Per il futuro un modello Milano
Passerà anche per la Stu (Società di trasformazione urbana) il futuro della Fiera del Levante. Quella di Bari, se mai si passerà alla fase operativa, sarà la più grande iniziativa immobiliare pubblica d’Italia, con un ambito di intervento pari a 1.182 ettari (si veda “Il Sole-24 Ore Sud” del 28 maggio). L’area a sud (sottozona A, 608 ettari) parte dal teatro Margherita e arriva fino a San Giorgio e Japigia per abbracciare alcuni grandi insediamenti di edilizia popolare, escludendo Punta Perotti. L’area a nord (sottozona B, 573 ettari) comincia dall’ansa di Marisabella per arrivare fino ai quartieri di S. Girolamo e Fesca, lungo una linea che comprende la Fiera e vari insediamenti industriali in disuso.
A dare una prima indicazione sul destino di queste aree, per quella che a suo tempo è stata definita un’operazione di “riappropriazione del mare”, dovrà essere lo studio di fattibilità che sarà predisposto nei prossimi mesi dalla società romana Ecosfera (in partnership con Ernst & Young Financial). Il passaggio dalla fase di analisi a quella di sviluppo non è affatto automatico, anche perché la paternità della Stu (cui hanno aderito anche lo Iacp, il Demanio militare, l’Autorità portuale, le Ferrovie Sud-Est e le due università cittadine) è della passata amministrazione di centrodestra. Come è accaduto in altre città d’Italia, lo studio potrebbe semplicemente essere considerato alla stregua di uno strumento urbanistico attuativo e costituire la base per altre operazioni.

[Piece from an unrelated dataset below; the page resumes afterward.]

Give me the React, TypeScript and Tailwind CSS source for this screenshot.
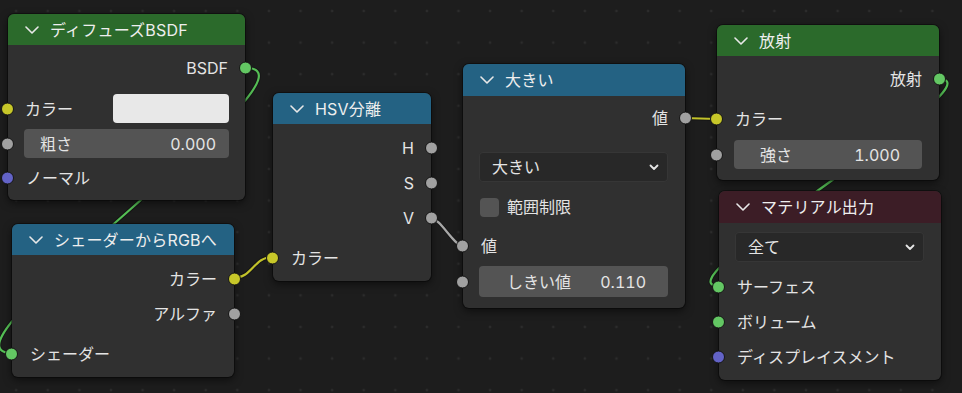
import React from "react";

const FONT = "font-['Inter','Noto_Sans_CJK_JP',sans-serif]";

type SockColor = "green" | "yellow" | "gray" | "purple";
const sockClass: Record<SockColor, string> = {
  green: "bg-[#63c763]",
  yellow: "bg-[#c7c729]",
  gray: "bg-[#a1a1a1]",
  purple: "bg-[#6363c7]",
};

function Socket({ color, side }: { color: SockColor; side: "left" | "right" }) {
  return (
    <span
      className={`absolute top-1/2 -translate-y-1/2 w-[13px] h-[13px] rounded-full border border-[#151515] ${sockClass[color]} ${
        side === "left" ? "-left-[7px]" : "-right-[7px]"
      }`}
    />
  );
}

function Chevron({ small }: { small?: boolean }) {
  return small ? (
    <svg width="10" height="7" viewBox="0 0 10 7" className="shrink-0">
      <path d="M1.5 1.5 L5 5 L8.5 1.5" fill="none" stroke="#e6e6e6" strokeWidth="1.8" strokeLinecap="round" strokeLinejoin="round" />
    </svg>
  ) : (
    <svg width="14" height="8" viewBox="0 0 14 8" className="shrink-0">
      <path d="M1 1 L7 7 L13 1" fill="none" stroke="#e8e8e8" strokeWidth="1.6" strokeLinecap="round" strokeLinejoin="round" />
    </svg>
  );
}

function Header({ title, color, h }: { title: string; color: string; h: string }) {
  return (
    <div className={`${color} ${h} rounded-t-[6px] flex items-center pl-[17px] gap-[11px] text-[16px] text-[#eeeeee]`}>
      <Chevron />
      <span className="leading-none tracking-[0.2px]">{title}</span>
    </div>
  );
}

function OutRow({ label, color, h = "h-[35px]" }: { label: string; color: SockColor; h?: string }) {
  return (
    <div className={`relative ${h} flex items-center justify-end pr-[17px]`}>
      <span>{label}</span>
      <Socket color={color} side="right" />
    </div>
  );
}

function InRow({ label, color, h = "h-[35px]" }: { label: string; color: SockColor; h?: string }) {
  return (
    <div className={`relative ${h} flex items-center pl-[18px]`}>
      <span>{label}</span>
      <Socket color={color} side="left" />
    </div>
  );
}

const nodeBase =
  "absolute rounded-[6px] bg-[#303030] shadow-[0_0_0_1px_rgba(0,0,0,0.35),0_3px_9px_rgba(0,0,0,0.55)] text-[16px] text-[#e4e4e4] leading-none tabular-nums";

export default function App() {
  return (
    <div
      className={`relative w-[962px] h-[393px] overflow-hidden bg-[#1d1d1d] bg-[radial-gradient(circle,#2c2c2c_1.1px,transparent_1.7px)] bg-[length:31.6px_31.6px] bg-[position:0.4px_-4.8px] ${FONT}`}
    >
      {/* links */}
      <svg className="absolute inset-0" width="962" height="393" viewBox="0 0 962 393">
        <g fill="none" strokeLinecap="round">
          <path d="M246,68 C336,68 -78,353 12,353" stroke="#161616" strokeWidth="4" />
          <path d="M246,68 C336,68 -78,353 12,353" stroke="#55bf55" strokeWidth="2.2" />
          <path d="M939,79 C1006,79 652,286 719,286" stroke="#161616" strokeWidth="4" />
          <path d="M939,79 C1006,79 652,286 719,286" stroke="#55bf55" strokeWidth="2.2" />
          <path d="M233,278 C253,278 253,257 273,257" stroke="#161616" strokeWidth="4" />
          <path d="M233,278 C253,278 253,257 273,257" stroke="#c2c22a" strokeWidth="2.2" />
          <path d="M431,218 C440,218 454,246 463,246" stroke="#161616" strokeWidth="4" />
          <path d="M431,218 C440,218 454,246 463,246" stroke="#a8a8a8" strokeWidth="2.2" />
          <path d="M684,118 L717,119" stroke="#161616" strokeWidth="4" />
          <path d="M684,118 L717,119" stroke="#c2c22a" strokeWidth="2.2" />
        </g>
      </svg>

      {/* Diffuse BSDF */}
      <div className={`${nodeBase} left-[8px] top-[14px] w-[237px]`}>
        <Header title="ディフューズBSDF" color="bg-[#2b6a2b]" h="h-[31px]" />
        <div className="flex flex-col pt-[6px] pb-[7px]">
          <OutRow label="BSDF" color="green" h="h-[34px]" />
          <div className="h-[9px]" />
          <div className="relative h-[29px] flex items-center pl-[17px] pr-[16px]">
            <span className="flex-1">カラー</span>
            <div className="w-[116px] h-full rounded-[4px] bg-[#e8e8e8]" />
            <Socket color="yellow" side="left" />
          </div>
          <div className="h-[6px]" />
          <div className="relative h-[29px] px-[16px]">
            <div className="h-full rounded-[4px] bg-[#545454] flex items-center justify-between pl-[16px] pr-[13px]">
              <span>粗さ</span>
              <span>0.000</span>
            </div>
            <Socket color="gray" side="left" />
          </div>
          <div className="h-[5px]" />
          <InRow label="ノーマル" color="purple" h="h-[30px]" />
        </div>
      </div>

      {/* Shader to RGB */}
      <div className={`${nodeBase} left-[12px] top-[224px] w-[222px]`}>
        <Header title="シェーダーからRGBへ" color="bg-[#246283]" h="h-[31px]" />
        <div className="flex flex-col pt-[6px] pb-[6px]">
          <OutRow label="カラー" color="yellow" />
          <OutRow label="アルファ" color="gray" />
          <div className="h-[5px]" />
          <InRow label="シェーダー" color="green" />
        </div>
      </div>

      {/* HSV separate */}
      <div className={`${nodeBase} left-[273px] top-[93px] w-[158px]`}>
        <Header title="HSV分離" color="bg-[#246283]" h="h-[31px]" />
        <div className="flex flex-col pt-[6px] pb-[6px]">
          <OutRow label="H" color="gray" />
          <OutRow label="S" color="gray" />
          <OutRow label="V" color="gray" />
          <div className="h-[5px]" />
          <InRow label="カラー" color="yellow" />
        </div>
      </div>

      {/* Math greater than */}
      <div className={`${nodeBase} left-[463px] top-[64px] w-[222px]`}>
        <Header title="大きい" color="bg-[#246283]" h="h-[32px]" />
        <div className="flex flex-col pt-[5px] pb-[11px]">
          <OutRow label="値" color="gray" h="h-[34px]" />
          <div className="h-[17px]" />
          <div className="h-[30px] pl-[16px] pr-[17px]">
            <div className="h-full rounded-[4px] bg-[#282828] shadow-[inset_0_0_0_1px_#363636] flex items-center justify-between pl-[13px] pr-[9px]">
              <span>大きい</span>
              <Chevron small />
            </div>
          </div>
          <div className="h-[10px]" />
          <div className="h-[30px] flex items-center gap-[8px] pl-[17px]">
            <div className="w-[19px] h-[19px] rounded-[4px] bg-[#545454]" />
            <span>範囲制限</span>
          </div>
          <div className="h-[7px]" />
          <InRow label="値" color="gray" h="h-[34px]" />
          <div className="h-[3px]" />
          <div className="relative h-[31px] pl-[16px] pr-[17px]">
            <div className="h-full rounded-[4px] bg-[#545454] flex items-center justify-between pl-[28px] pr-[22px]">
              <span>しきい値</span>
              <span>0.110</span>
            </div>
            <Socket color="gray" side="left" />
          </div>
        </div>
      </div>

      {/* Emission */}
      <div className={`${nodeBase} left-[717px] top-[25px] w-[222px]`}>
        <Header title="放射" color="bg-[#2b6a2b]" h="h-[31px]" />
        <div className="flex flex-col pt-[6px] pb-[11px]">
          <OutRow label="放射" color="green" h="h-[34px]" />
          <div className="h-[6px]" />
          <InRow label="カラー" color="yellow" h="h-[34px]" />
          <div className="h-[4px]" />
          <div className="relative h-[29px] pl-[17px] pr-[17px]">
            <div className="h-full rounded-[4px] bg-[#545454] flex items-center justify-between pl-[26px] pr-[22px]">
              <span>強さ</span>
              <span>1.000</span>
            </div>
            <Socket color="gray" side="left" />
          </div>
        </div>
      </div>

      {/* Material Output */}
      <div className={`${nodeBase} left-[719px] top-[191px] w-[222px]`}>
        <Header title="マテリアル出力" color="bg-[#3c1d26]" h="h-[32px]" />
        <div className="flex flex-col pt-[9px] pb-[6px]">
          <div className="h-[30px] pl-[16px] pr-[17px]">
            <div className="h-full rounded-[4px] bg-[#282828] shadow-[inset_0_0_0_1px_#363636] flex items-center justify-between pl-[13px] pr-[9px]">
              <span>全て</span>
              <Chevron small />
            </div>
          </div>
          <div className="h-[7px]" />
          <InRow label="サーフェス" color="green" />
          <InRow label="ボリューム" color="green" />
          <InRow label="ディスプレイスメント" color="purple" />
        </div>
      </div>
    </div>
  );
}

La suddivisione in sottozone rispecchia la necessità di rispondere a esigenze diverse. Due gli ambiti di lavoro individuati nella zona A: la riqualificazione della costa da un lato, e la “ricucitura degli spazi” nelle aree residenziali dall’altro. Per il fronte del mare si pensa al recupero del litorale (anche in senso paesaggistico), mentre per il quartiere Japigia sarà necessario riequilibrare il deficit di aree a servizio dei residenti.
La Fiera sarà invece il nodo centrale degli interventi nella sottozona B, dove il livello di degrado urbanistico è molto marcato. Secondo le prime ipotesi le aree limitrofe al quartiere espositivo, alcune delle quali praticamente abbandonate, dovrebbero essere rivalutate in chiave fieristica: centro congressi, strutture ricettive oggi inesistenti, impianti sportivi a integrazione di quelli universitari già in funzione. D’altro canto, il livello di degrado che coinvolge gli insediamenti di edilizia pubblica di Fesca e San Girolamo di proprietà dello Iacp, gravemente compromessi anche a livello strutturale, ne impone la demolizione e la ristrutturazione.
Il valore complessivo delle aree oggetto della Stu è stato stimato in circa 280 milioni. Una fetta importante riguarda i 300mila metri quadri dell’attuale quartiere fieristico: esiste un’idea alternativa all’espansione, ovvero il trasferimento. Se lo studio dovesse propendere per questa ipotesi, i suoli della vecchia Fiera verrebbero venduti e utilizzati a scopo abitativo: un “modello Milano” anche per Bari.